#### GIVEN INFORMATION ####

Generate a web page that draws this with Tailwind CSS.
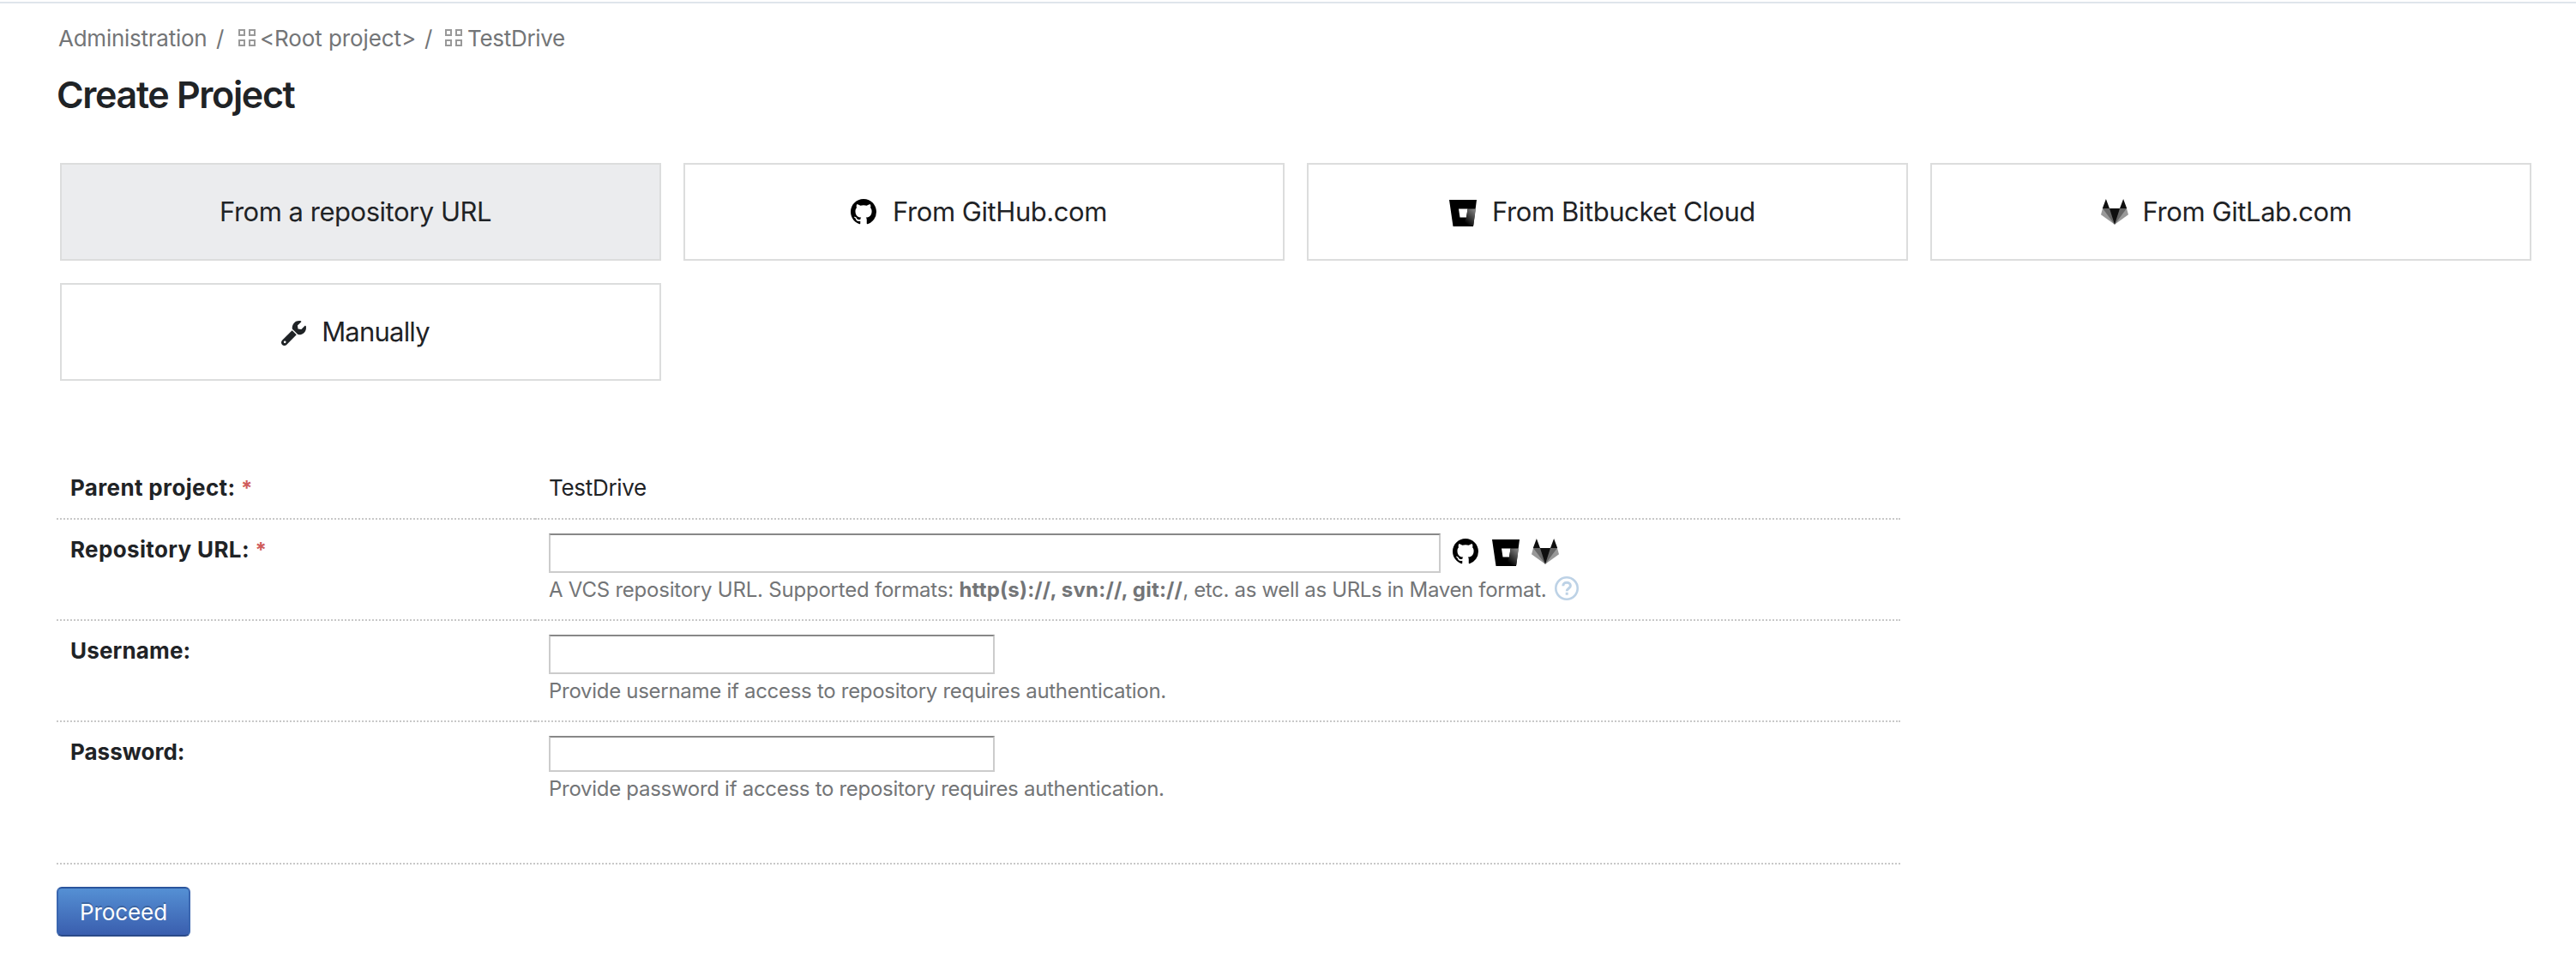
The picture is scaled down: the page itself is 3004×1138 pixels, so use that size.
<!DOCTYPE html>
<html lang="en">
<head>
<meta charset="utf-8">
<title>Create Project</title>
<script src="https://cdn.jsdelivr.net/npm/@tailwindcss/browser@4"></script>
</head>
<body class="bg-white font-['Inter',sans-serif] text-[#1f2326]">
<svg class="absolute w-0 h-0">
  <defs>
    <linearGradient id="bbg" gradientUnits="userSpaceOnUse" x1="32" y1="9" x2="17" y2="25">
      <stop offset="0" stop-color="#999"/><stop offset="1" stop-color="#000"/>
    </linearGradient>
  </defs>
  <symbol id="github" viewBox="0 0 16 16"><path d="M8 0C3.58 0 0 3.58 0 8c0 3.54 2.29 6.53 5.47 7.59.4.07.55-.17.55-.38 0-.19-.01-.82-.01-1.49-2.01.37-2.53-.49-2.69-.94-.09-.23-.48-.94-.82-1.13-.28-.15-.68-.52-.01-.53.63-.01 1.08.58 1.23.82.72 1.21 1.87.87 2.33.66.07-.52.28-.87.51-1.07-1.78-.2-3.64-.89-3.64-3.95 0-.87.31-1.59.82-2.15-.08-.2-.36-1.02.08-2.12 0 0 .67-.21 2.2.82.64-.18 1.32-.27 2-.27.68 0 1.36.09 2 .27 1.53-1.04 2.2-.82 2.2-.82.44 1.1.16 1.92.08 2.12.51.56.82 1.27.82 2.15 0 3.07-1.87 3.75-3.65 3.95.29.25.54.73.54 1.48 0 1.07-.01 1.93-.01 2.2 0 .21.15.46.55.38A8.012 8.012 0 0016 8c0-4.42-3.58-8-8-8z"/></symbol>
  <symbol id="gitlab" viewBox="0 0 32 30">
    <path fill="#999" d="M2 11 0 18.2 16 29.8 32 18.2 30 11z"/>
    <path fill="#666" d="M2 11h28L16 29.8z"/>
    <path fill="#0f0f0f" d="M10 11h12l-6 18.8zM5.9 0 10 11H1.8zM26.1 0l4.1 11H22z"/>
  </symbol>
  <symbol id="grid4" viewBox="0 0 20 20"><path fill="none" stroke="#999" stroke-width="2" d="M1 1h6v6H1zM13 1h6v6h-6zM1 13h6v6H1zM13 13h6v6h-6z"/></symbol>
</svg>

<div class="h-1 border-b-2 border-[#dfe5eb]"></div>
<div class="pl-[66px] pr-[52px]">
  <nav class="flex h-8 items-center mt-[25px] pl-[2px] text-[26px] leading-8 text-[#737577]">
    <span class="w-[184px] tracking-[-0.25px]">Administration</span>
    <span class="w-[26px]">/</span>
    <svg class="w-5 h-5 -mt-[2px] mr-[5px]"><use href="#grid4"/></svg>
    <span class="w-[192px] tracking-[-0.1px]">&lt;Root project&gt;</span>
    <span class="w-6">/</span>
    <svg class="w-5 h-5 -mt-[2px] mr-[6px]"><use href="#grid4"/></svg>
    <span class="tracking-[-0.3px]">TestDrive</span>
  </nav>
  <h1 class="mt-[23px] text-[43px] leading-[52px] font-semibold tracking-[-1.35px]">Create Project</h1>

  <div class="grid grid-cols-4 gap-[26px] mt-[54px] pl-1 text-[31px] leading-10">
    <div class="flex h-[114px] items-center justify-center border-2 border-[#dcdddd] bg-[#ebecee] pr-[12px] tracking-[-0.48px]">From a repository URL</div>
    <div class="flex h-[114px] items-center justify-center border-2 border-[#dcdddd] pr-3 tracking-[-0.45px]">
      <svg class="w-[30px] h-[30px] mr-[19px]"><use href="#github"/></svg>From GitHub.com
    </div>
    <div class="flex h-[114px] items-center justify-center border-2 border-[#dcdddd] pr-3 tracking-[-0.42px]">
      <svg class="w-8 h-[31px] mt-[3px] mr-[18px]" viewBox="0 0 32 31"><path fill-rule="evenodd" d="M0 0h32l-4 31H4.500zM11 10.500l1.500 10h7.500l1.500-10z"/><path fill="url(#bbg)" d="M21.500 10.500H31L28.200 30H16l4-9.500z"/></svg>From Bitbucket Cloud
    </div>
    <div class="flex h-[114px] items-center justify-center border-2 border-[#dcdddd] pr-[11px] tracking-[-0.42px]">
      <svg class="w-8 h-[30px] mr-[17px]"><use href="#gitlab"/></svg>From GitLab.com
    </div>
    <div class="flex h-[114px] items-center justify-center border-2 border-[#dcdddd] pr-[12px] tracking-[-0.8px]">
      <svg class="w-[29px] h-[29px] mt-[2px] mr-[18px]" viewBox="0 0 512 512"><path fill="#1f2326" d="M507.700 109.100c-2.200-9-13.500-12.100-20.100-5.500l-74.400 74.400-67.900-11.300L334 98.900l74.400-74.400c6.600-6.600 3.400-17.900-5.700-20.200-47.400-11.700-99.600.9-136.600 37.900-39.600 39.600-50.500 97.100-34.100 147.200L18.700 402.800c-25 25-25 65.500 0 90.500s65.500 25 90.500 0l213.200-213.200c50.100 16.700 107.500 5.700 147.400-34.200 37.100-37.100 49.700-89.300 37.900-136.800z"/><circle fill="#fff" cx="74" cy="438" r="24"/><path stroke="#fff" stroke-width="22" d="M222 180 334 292"/></svg>Manually
    </div>
  </div>

  <div class="mt-[88px] w-[2150px] text-[26px] leading-8">
    <div class="flex h-[74px]">
      <div class="w-[558px] border-b-2 border-dotted border-[#c8c8c8] pl-4 pt-[21px] font-bold tracking-[0.35px]">Parent project: <span class="text-[24px] text-[#cf5c5c]">*</span></div>
      <div class="flex-1 border-b-2 border-dotted border-[#c8c8c8] pl-4 pt-[21px] tracking-[-0.3px]">TestDrive</div>
    </div>
    <div class="flex h-[118px]">
      <div class="w-[558px] border-b-2 border-dotted border-[#c8c8c8] pl-4 pt-[19px] font-bold tracking-[0.35px]">Repository URL: <span class="text-[24px] text-[#cf5c5c]">*</span></div>
      <div class="flex-1 border-b-2 border-dotted border-[#c8c8c8] pl-4 pt-4">
        <div class="flex h-[46px]">
          <input class="w-[1040px] h-[46px] border-2 border-[#ccc] border-t-[#888]">
          <svg class="w-[30px] h-[30px] mt-[6px] ml-[14px]"><use href="#github"/></svg>
          <svg class="w-8 h-[31px] mt-[7px] ml-4" viewBox="0 0 32 31"><path fill-rule="evenodd" d="M0 0h32l-4 31H4.500zM11 10.500l1.500 10h7.500l1.500-10z"/><path fill="url(#bbg)" d="M21.500 10.500H31L28.200 30H16l4-9.500z"/></svg>
          <svg class="w-8 h-[30px] mt-[6px] ml-[14px]"><use href="#gitlab"/></svg>
        </div>
        <div class="flex mt-[6px] text-[24px] leading-7 text-[#737577]">
          <span class="tracking-[-0.22px]">A VCS repository URL. Supported formats: <b class="tracking-[0.2px]">http(s)://, svn://, git://</b><span class="tracking-[-0.33px]">, etc. as well as URLs in Maven format.</span></span>
          <svg class="w-7 h-7 -mt-[2px] ml-[10px]" viewBox="0 0 28 28" fill="none" stroke="#bdd2e6"><circle cx="14" cy="14" r="12.700" stroke-width="2.600"/><path stroke-width="3" d="M9.800 11.200c0-5.300 8.600-5.200 8.600-.2 0 3-4.200 3-4.200 6.300M14.200 18.800v3"/></svg>
        </div>
      </div>
    </div>
    <div class="flex h-[118px]">
      <div class="w-[558px] border-b-2 border-dotted border-[#c8c8c8] pl-4 pt-[19px] font-bold tracking-[0.15px]">Username:</div>
      <div class="flex-1 border-b-2 border-dotted border-[#c8c8c8] pl-4 pt-4">
        <input class="block w-[520px] h-[46px] border-2 border-[#ccc] border-t-[#888]">
        <p class="mt-[6px] text-[24px] leading-7 tracking-[-0.29px] text-[#737577]">Provide username if access to repository requires authentication.</p>
      </div>
    </div>
    <div class="flex h-[166px] border-b-2 border-dotted border-[#c8c8c8]">
      <div class="w-[558px] pl-4 pt-[19px] font-bold">Password:</div>
      <div class="flex-1 pl-4 pt-4">
        <input type="password" class="block w-[520px] h-[42px] border-2 border-[#ccc] border-t-[#888]">
        <p class="mt-[6px] text-[24px] leading-7 tracking-[-0.29px] text-[#737577]">Provide password if access to repository requires authentication.</p>
      </div>
    </div>
  </div>
  <button class="mt-[26px] flex h-[58px] w-[156px] items-center justify-center rounded-[6px] border-2 border-x-[#3a66b0] border-t-[#2a549c] border-b-[#2a4a88] bg-linear-to-b from-[#5590d4] to-[#3a5eae] text-[26px] tracking-[-0.1px] text-white text-shadow-[0_-2px_0_rgb(0_0_0/0.2)]">Proceed</button>
</div>
</body>
</html>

####

→ TASK DESCRIPTION
Of the lines in the listing above, how many hold the string "that"? Reply with the number only.

→ SOLUTION TO THE EXERCISE
2